Old Cars & Rum Sodas

Very easily, I could write this post about all the things everyone tells you about Cuba. The people are really nice. The beaches are beautiful. The food isn’t very good. We experienced all this on our recent girls’ vacation. We also experienced much more.

Like many visitors to Cuba, we wanted to “see it before the Americans got there”. While in reality, Americans have been finding their way to the island for some years now, we got our wish and managed to meet only Canadians and Europeans.

Many of whom, were visiting the island (and resort) for the third, fourth, twelfth time or even more! I couldn’t imagine going to same place year after year. “What do you do?” I wondered. I enjoyed the ocean and relaxing with a book, but by day four I was tiring of applying sunscreen every two hours. (A”first world problem” for sure.)

Along with the owner and driver (a good-looking, young guy who attracts ladies like us), four of us crammed into this grand, old car.

The travel book says to “open your mind and heart to allow Cuba to show you all its charm and surprises”, or something like that. By this point, we were getting used to those surprises and indeed, we were even finding them a little charming. We rode in countless cars (old and older) which felt more like riding in a tin can, and we didn’t bat an eye anymore when the “taxi” our hotel called wasn’t a taxi at all.


The Real Cuba

Our spoiled Canadian taste buds couldn’t stomach the canned vegetables or fish, so we resorted to eating like locals: rice and beans, chicken and cabbage. Except we weren’t eating like locals. Cubans can still only dream of having access to all the food they could want for every meal of every day. A family of three might only get 120g of chicken in a month. This, according to a guest who was visiting her in-laws.


It was this encounter where we started to realize and really experience what the repeat visitors had been telling us. First, we were seated without a reservation at our resort’s Cuban-themed restaurant. Following dinner (which included the chef literally running out to get my friend a chicken), the restaurant broke into an impromptu dance party when a man from Quebec set his Bluetooth speaker on the bar and started blasting spanish music.

Be prepared to dance when you go to the Tropicana!

There we were, four thirty-something Ontario women dancing and laughing and downing rum and soda like it was our job. We didn’t have a care in the world. The least that we were the youngest people at the resort. At that moment, the eight middle-aged women who referred to themselves as the “Breezes’ Bunnies”, three Cuban servers and the Quebec couple were the best company in the world.


So, maybe that’s it. To truly let go of our cares, we have to go to a place where there are literally no distractions (wifi is basically non-existant). Just music and dancing. It must seem twisted to Cubans we have more “stuff” than they can imagine and we need to escape it to really enjoy living. Like many countries I’ve visited though, they are far richer in happiness. And in some respects, this is what puts food on their table.

Exploring Old Havana

Unfortunately, my camera was stolen by someone on our plane (right?!) so I was left with my iPhone to capture the colours and stunning architecture of Old Havana. Here’s a few shots. To see more of my favourites, check out Instagram.
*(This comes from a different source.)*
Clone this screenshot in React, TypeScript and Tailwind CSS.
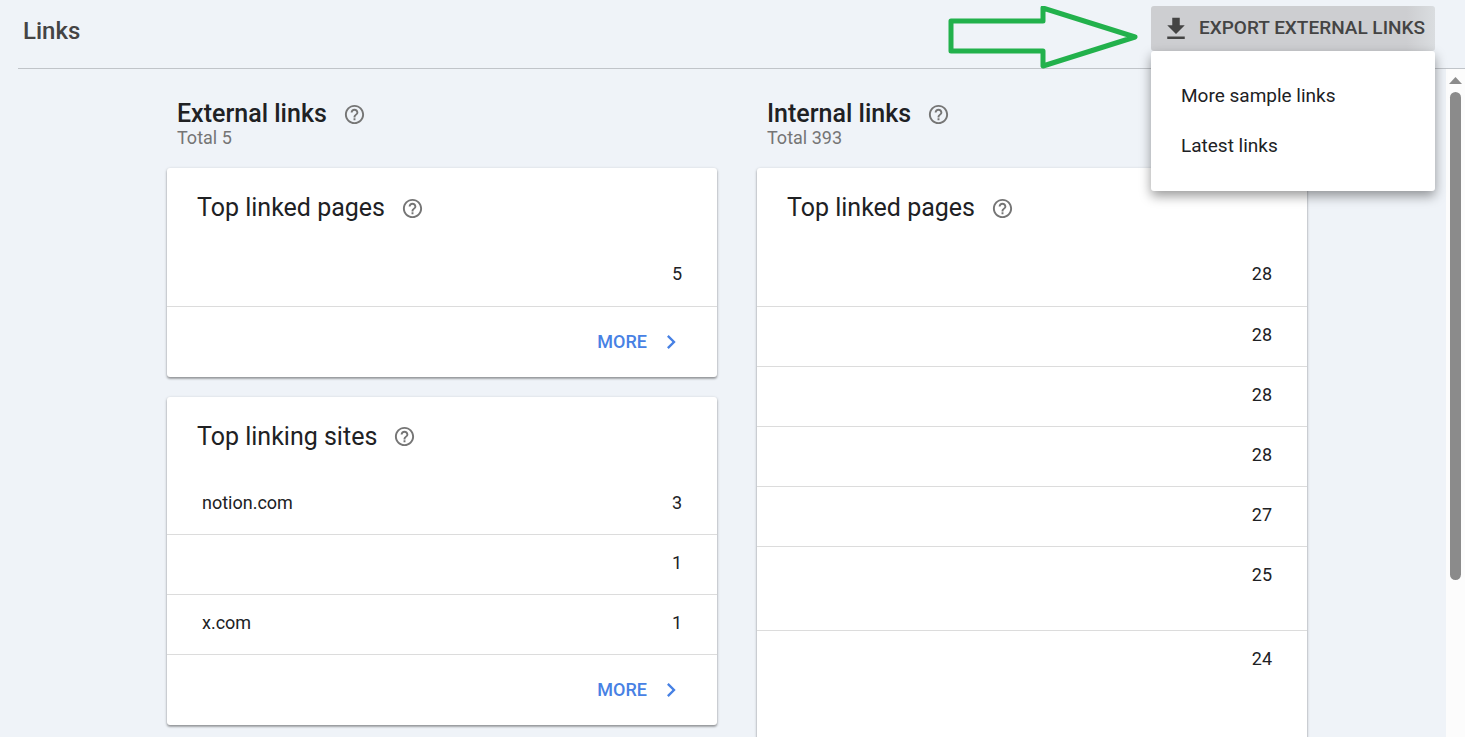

3 thoughts on “Old Cars & Rum Sodas

  1. Hi Jen,

    New reader here! I just found your blog, as I was searching for fellow farm girls who love to travel. Glad I found yours!!
    Question: did you go to Cuba with friends from your hometown? I want to go there, too, before it gets too touristy. I would love to know more!
    Ash Breanna

    1. Hi Ashley! I’m also glad you found my blog and thank you for your comment!

      To answer your question, I went with a pretty random group of girls to be honest. My best friend from my hometown, one of her friends from college and one of her friends from her hometown! We had a good trip and we went for the same reason! I will say Varadero is quite touristy no matter which way you cut it. It’s only resorts and markets set up to sell souvenirs to tourists. If you can set up a trip that takes you out of Varadero, you’ll likely have a more unique experience. That comes with it’s own set of challenges though also. I have noticed there are some groups doing ag tours in Cuba. The “real” ag area I’ve been told is in the south, so if you want to mix some ag with sun & vacation, then it might be worth checking out resort areas in the Southeast (Santiago de Cuba way). That being said Havana was beautiful and is totally worth a stay.